The End (nearly!)

There’s great satisfaction in typing ‘The End’ when I  finish writing a book. What starts life as a hazy whisp of an idea grows until it becomes a story in my imagination, which is then turned into something tangible as I focus on it. Characters which in the beginning are shadowy forms become as real as any flesh and blood person. I can ‘see’ their homes, their lives, their hopes and dreams.

The next stage is pure slog. Getting to the computer every day and keeping my fingers on the keyboard. There’s no great magic to it, other than sheer detemination and a lot of coffee. The temptation to clean out cupboards, or hoover every nook and cranny becomes very real. Anything is better than writing, the vast emptiness of the daily word count.
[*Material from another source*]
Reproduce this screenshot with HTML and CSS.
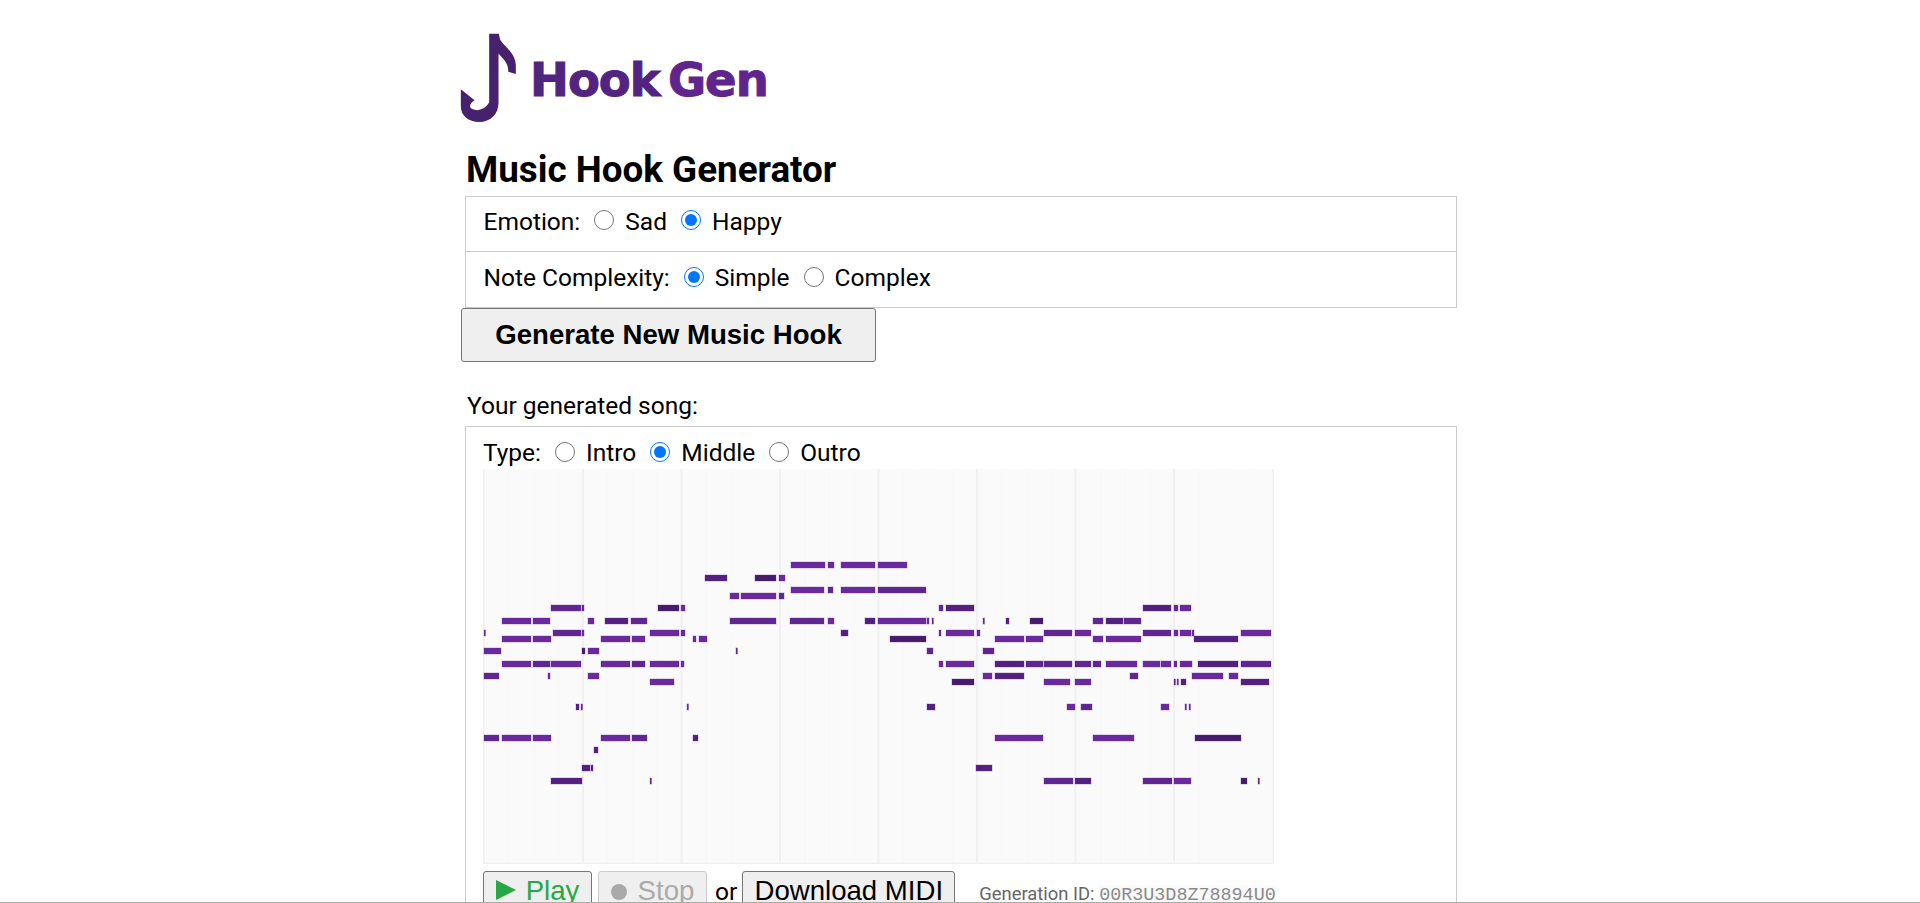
FILE: index.html
```html
<!DOCTYPE html>
<html lang="en">
<head>
  <meta charset="UTF-8">
  <title>Hook Gen - Music Hook Generator</title>
  <link rel="stylesheet" href="styles.css">
</head>
<body>
  <div class="page">
    <div class="logo">
      <svg class="logo-note" viewBox="60 68 170 270">
        <path fill="#46216e" d="M147 70 L176 70 L180 88 C192 108 226 128 227 165 L227 191 L204 184 C206 160 190 146 175 130 L175 278 C175 312 150 335 118 335 C84 335 62 316 62 288 L62 237 L103 270 C94 276 88 282 90 291 C100 304 132 304 147 276 Z"/>
      </svg>
      <span class="logo-text"><span class="logo-hook">Hook</span> <span class="logo-gen">Gen</span></span>
    </div>

    <h1>Music Hook Generator</h1>

    <!-- Pilihan lagu -->
    <div class="options">
      <div class="option-row">
        Emotion:
        <input type="radio" name="emotion" id="sad"><label for="sad">Sad</label>
        <input type="radio" name="emotion" id="happy" checked><label for="happy">Happy</label>
      </div>
      <div class="option-row">
        Note Complexity:
        <input type="radio" name="complexity" id="simple" checked><label for="simple">Simple</label>
        <input type="radio" name="complexity" id="complex"><label for="complex">Complex</label>
      </div>
    </div>
    <button class="btn-generate">Generate New Music Hook</button>

    <p class="song-label">Your generated song:</p>

    <div class="song-box">
      <div class="type-row">
        Type:
        <input type="radio" name="type" id="intro"><label for="intro">Intro</label>
        <input type="radio" name="type" id="middle" checked><label for="middle">Middle</label>
        <input type="radio" name="type" id="outro"><label for="outro">Outro</label>
      </div>

      <svg class="roll" viewBox="0 0 791 395">
        <defs>
          <pattern id="beats" x="1.5" y="0" width="98.6" height="395" patternUnits="userSpaceOnUse">
            <line x1="24.65" y1="0" x2="24.65" y2="395"/><line x1="49.3" y1="0" x2="49.3" y2="395"/><line x1="73.95" y1="0" x2="73.95" y2="395"/>
          </pattern>
        </defs>
        <rect class="beat-lines" width="791" height="395"/>
        <g class="bar">
          <line x1="0.5" y1="0" x2="0.5" y2="395"/><line x1="100" y1="0" x2="100" y2="395"/><line x1="198.5" y1="0" x2="198.5" y2="395"/>
          <line x1="297" y1="0" x2="297" y2="395"/><line x1="395.5" y1="0" x2="395.5" y2="395"/><line x1="494" y1="0" x2="494" y2="395"/>
          <line x1="592.5" y1="0" x2="592.5" y2="395"/><line x1="691" y1="0" x2="691" y2="395"/><line x1="790.5" y1="0" x2="790.5" y2="395"/>
          <line x1="0" y1="394.5" x2="791" y2="394.5"/>
        </g>

        <g class="notes">
          <rect x="308" y="93" width="34"/><rect x="345" y="93" width="6"/><rect x="358" y="93" width="34"/><rect x="395" y="93" width="29"/>

          <rect class="dark" x="222" y="106" width="22"/><rect class="darker" x="272" y="106" width="21"/><rect x="296" y="106" width="6"/>

          <rect x="308" y="118" width="33"/><rect class="mid" x="345" y="118" width="5"/><rect x="358" y="118" width="34"/><rect class="mid" x="395" y="118" width="48"/>

          <rect x="247" y="124" width="9"/><rect x="258" y="124" width="35"/><rect class="mid" x="296" y="124" width="5"/>

          <rect class="mid" x="68" y="136" width="30"/><rect class="mid" x="99" y="136" width="2"/><rect class="darker" x="175" y="136" width="21"/><rect x="198" y="136" width="4"/>
          <rect class="mid" x="456" y="136" width="4"/><rect class="dark" x="463" y="136" width="28"/><rect class="dark" x="660" y="136" width="28"/><rect x="691" y="136" width="4"/><rect x="697" y="136" width="11"/>

          <rect x="19" y="149" width="29"/><rect x="50" y="149" width="17"/><rect x="105" y="149" width="6"/><rect class="dark" x="122" y="149" width="23"/><rect class="mid" x="148" y="149" width="16"/>
          <rect class="mid" x="247" y="149" width="46"/><rect class="mid" x="307" y="149" width="34"/><rect x="345" y="149" width="6"/><rect class="dark" x="382" y="149" width="10"/><rect x="395" y="149" width="48"/>
          <rect x="444" y="149" width="2"/><rect x="449" y="149" width="1.5"/><rect x="500" y="149" width="1.5"/><rect class="dark" x="523" y="149" width="3"/><rect class="darker" x="547" y="149" width="13"/>
          <rect class="mid" x="610" y="149" width="10"/><rect class="dark" x="623" y="149" width="17"/><rect class="mid" x="641" y="149" width="17"/>

          <rect x="1" y="161" width="1.5"/><rect class="mid" x="70" y="161" width="28"/><rect x="99" y="161" width="2"/><rect x="167" y="161" width="29"/><rect x="198" y="161" width="4"/><rect class="dark" x="358" y="161" width="7"/>
          <rect x="456" y="161" width="2"/><rect x="463" y="161" width="28"/><rect class="mid" x="494" y="161" width="3"/><rect class="mid" x="561" y="161" width="28"/><rect x="592" y="161" width="16"/>
          <rect class="mid" x="660" y="161" width="28"/><rect x="691" y="161" width="4"/><rect x="697" y="161" width="11"/><rect x="709" y="161" width="2"/><rect x="758" y="161" width="30"/>

          <rect x="19" y="167" width="29"/><rect x="50" y="167" width="18"/><rect x="118" y="167" width="29"/><rect x="149" y="167" width="13"/><rect x="210" y="167" width="3"/><rect x="216" y="167" width="8"/>
          <rect class="darker" x="407" y="167" width="36"/><rect x="512" y="167" width="29"/><rect x="543" y="167" width="17"/><rect x="610" y="167" width="10"/><rect x="623" y="167" width="35"/><rect class="dark" x="711" y="167" width="44"/>

          <rect x="1" y="179" width="17"/><rect class="darker" x="99" y="179" width="3"/><rect x="105" y="179" width="11"/><rect x="253" y="179" width="1.5"/><rect class="mid" x="444" y="179" width="6"/><rect class="mid" x="500" y="179" width="11"/>

          <rect x="19" y="192" width="29"/><rect class="mid" x="50" y="192" width="17"/><rect x="68" y="192" width="30"/><rect x="118" y="192" width="29"/><rect class="mid" x="149" y="192" width="13"/><rect x="167" y="192" width="29"/><rect x="198" y="192" width="3"/>
          <rect x="456" y="192" width="4"/><rect x="463" y="192" width="28"/><rect class="dark" x="512" y="192" width="29"/><rect class="mid" x="543" y="192" width="17"/><rect class="mid" x="561" y="192" width="28"/><rect class="mid" x="592" y="192" width="16"/>
          <rect class="mid" x="610" y="192" width="8"/><rect x="623" y="192" width="31"/><rect x="660" y="192" width="17"/><rect x="678" y="192" width="10"/><rect x="691" y="192" width="3"/><rect x="697" y="192" width="12"/><rect class="dark" x="715" y="192" width="40"/><rect class="mid" x="758" y="192" width="30"/>

          <rect class="mid" x="1" y="204" width="15"/><rect x="65" y="204" width="2"/><rect x="105" y="204" width="11"/><rect x="500" y="204" width="9"/><rect class="dark" x="512" y="204" width="29"/><rect class="mid" x="647" y="204" width="8"/><rect x="709" y="204" width="31"/><rect x="746" y="204" width="9"/>

          <rect x="167" y="210" width="24"/><rect class="darker" x="469" y="210" width="22"/><rect x="561" y="210" width="26"/><rect x="592" y="210" width="16"/><rect x="691" y="210" width="1.5"/><rect x="694" y="210" width="1.5"/><rect class="dark" x="698" y="210" width="5"/><rect class="dark" x="758" y="210" width="28"/>

          <rect class="dark" x="93" y="235" width="3"/><rect class="mid" x="98" y="235" width="1.5"/><rect x="204" y="235" width="1.5"/><rect class="dark" x="444" y="235" width="8"/><rect x="584" y="235" width="8"/><rect class="mid" x="598" y="235" width="11"/><rect x="678" y="235" width="8"/><rect x="702" y="235" width="1.5"/><rect x="706" y="235" width="1.5"/>

          <rect class="mid" x="1" y="266" width="15"/><rect x="19" y="266" width="29"/><rect x="50" y="266" width="18"/><rect x="118" y="266" width="29"/><rect class="mid" x="149" y="266" width="15"/><rect class="dark" x="210" y="266" width="5"/>
          <rect x="512" y="266" width="48"/><rect x="610" y="266" width="41"/><rect class="darker" x="712" y="266" width="46"/>

          <rect class="dark" x="111" y="278" width="4"/>

          <rect class="dark" x="99" y="296" width="8"/><rect class="dark" x="108" y="296" width="2"/><rect class="dark" x="493" y="296" width="16"/>

          <rect class="dark" x="68" y="309" width="31"/><rect x="167" y="309" width="1.5"/><rect class="mid" x="561" y="309" width="29"/><rect class="dark" x="592" y="309" width="16"/><rect class="mid" x="660" y="309" width="29"/><rect x="691" y="309" width="17"/><rect class="darker" x="758" y="309" width="6"/><rect x="775" y="309" width="1.5"/>
        </g>
      </svg>

      <div class="player">
        <button class="btn-play"><span class="tri"></span>Play</button>
        <button class="btn-stop" disabled><span class="dot"></span>Stop</button>
        <span class="or">or</span>
        <button class="btn-midi">Download MIDI</button>
        <span class="gen-id">Generation ID: <code>00R3U3D8Z78894U0</code></span>
      </div>
    </div>
  </div>
  <div class="footer-line"></div>
</body>
</html>
```

FILE: styles.css
```css
html, body {
  height: 100%;
  overflow: hidden;
}

body {
  margin: 0;
  background: white;
  font-family: Roboto, sans-serif;
  font-size: 24.5px;
  color: black;
}

.page {
  width: 992px;
  margin-left: 465px;
}

.logo {
  display: flex;
  align-items: flex-start;
  height: 141px;
  margin-left: -5px;
  padding-top: 33px;
  box-sizing: border-box;
}

.logo-note {
  width: 57px;
  height: 90px;
}

.logo-text {
  margin: 17px 0 0 13px;
  font-family: "DejaVu Sans", sans-serif;
  font-weight: 700;
  font-size: 46.5px;
  line-height: 60px;
  letter-spacing: -1px;
  word-spacing: -7px;
  white-space: nowrap;
  -webkit-text-stroke: 1px;
}

.logo-hook {
  color: #522480;
}

.logo-gen {
  color: #60258c;
}

h1 {
  margin: 0 0 0 1px;
  font-size: 36.8px;
  font-weight: 700;
  line-height: 57px;
  height: 55px;
}

.options {
  border: 1px solid #ccc;
  box-sizing: border-box;
  height: 112px;
}

.option-row {
  display: flex;
  align-items: center;
  height: 54px;
  padding: 0 0 6px 17.5px;
  box-sizing: border-box;
}

.option-row + .option-row {
  height: 56px;
  padding-bottom: 4px;
  border-top: 1px solid #ccc;
}

input[type="radio"] {
  width: 20px;
  height: 20px;
  margin: 0 11px 0 14px;
  position: relative;
  top: -1px;
}

label {
  display: inline-block;
}

.btn-generate {
  display: block;
  width: 415px;
  height: 54px;
  margin: 0 0 0 -4px;
  padding: 0;
  background: #efefef;
  border: 1px solid #767676;
  border-radius: 3px;
  font-family: "Liberation Sans", Arial, sans-serif;
  font-weight: 700;
  font-size: 27.6px;
  color: black;
}

.song-label {
  margin: 0 0 0 2px;
  height: 64px;
  padding-top: 28px;
  box-sizing: border-box;
  line-height: 32px;
}

.song-box {
  border: 1px solid #ccc;
  box-sizing: border-box;
  height: 520px;
  padding-left: 17px;
}

.type-row {
  display: flex;
  align-items: center;
  height: 42px;
  padding-top: 9px;
  box-sizing: border-box;
}

.roll {
  display: block;
  width: 791px;
  height: 395px;
  background: #fafafa;
}

.beat-lines {
  fill: url(#beats);
}

#beats line {
  stroke: #f8f8f8;
  stroke-width: 1;
}

.bar line {
  stroke: #f0f0f0;
  stroke-width: 2;
}

.notes rect {
  height: 6px;
  fill: #6a2a9e;
  stroke: rgba(106, 42, 158, 0.35);
  stroke-width: 1;
}

.notes rect.mid {
  fill: #5f268f;
}

.notes rect.dark {
  fill: #532080;
}

.notes rect.darker {
  fill: #451c68;
}

.player {
  display: flex;
  align-items: flex-start;
  margin-top: 7px;
}

.player button {
  height: 40px;
  padding: 0;
  background: #efefef;
  border: 1px solid #767676;
  border-radius: 3px;
  font-family: "Liberation Sans", Arial, sans-serif;
  font-size: 27.6px;
  color: black;
}

.player .btn-play {
  width: 109px;
  color: #28a745;
}

.player .btn-stop {
  width: 109px;
  margin-left: 6px;
  color: #aaa;
  border-color: #ccc;
}

.tri {
  display: inline-block;
  width: 0;
  height: 0;
  margin-right: 10px;
  border-left: 20px solid #28a745;
  border-top: 10px solid transparent;
  border-bottom: 10px solid transparent;
}

.dot {
  display: inline-block;
  width: 16px;
  height: 16px;
  margin-right: 11px;
  border-radius: 50%;
  background: #aaa;
}

.or {
  margin: 6px 5px 0 8px;
}

.btn-midi {
  width: 213px;
}

.gen-id {
  margin: 12px 0 0 24px;
  font-size: 18.4px;
  color: #666;
}

.gen-id code {
  font-family: "Liberation Mono", monospace;
  font-size: 18.4px;
  color: #8a8a8a;
  background: #fafafa;
}

.footer-line {
  position: fixed;
  left: 0;
  right: 0;
  bottom: 0;
  height: 1px;
  background: #aaa;
}
```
Slowly word by word, line by line, chapter by chapter, the story is told. Whole days disappear while I’m lost in the world of my characters, emerging in the evening, blinking like a mole esposed to daylight for the first time, into the real world.

The satisfaction of getting to the end of the story is very brief. I give myself a virtual pat on the back as the printer spits out a gratifyingly large heap of papers, before handing them over to be bound into a workable document. This, unfortunately is where the hard work starts.

The first, second, third or however many consecutive drafts it takes, are where the real process of writing a book begins. This is really where the lure of cleaning out cupboards, the necessity of mundane household chores becomes overwhelming. Anything is better than being alone with those words, coaxing them into some sort of cohesive story.

Even then its not over. Once I’ve done all I can, once I’m utterly and absolutely sick of looking at the book, it is time to turn it over to an editor whose job it is to trash the whole thing.  There is nothing more frightening than opening a manuscript that has been worked on by an editor. What was once a sea of black type, is now scored with red. Their detachment and skill enables a good editor to not only look at how the book is written in terms of word choice and sentence structure, but how the story works so what the writer has in their imagination is what the reader gets.  Character motivations, when their actions or speech aren’t in keeping, scenes that don’t have any relevence, or the right impact as well as ensuring the whole thing flows. It’s a very skilled job and not one the author can do themselves.

That’s the stage I’m at now, rewriting the end and adding a few bits to some of the chapters. But nearly there. Hopefully soon The End will actually be The End.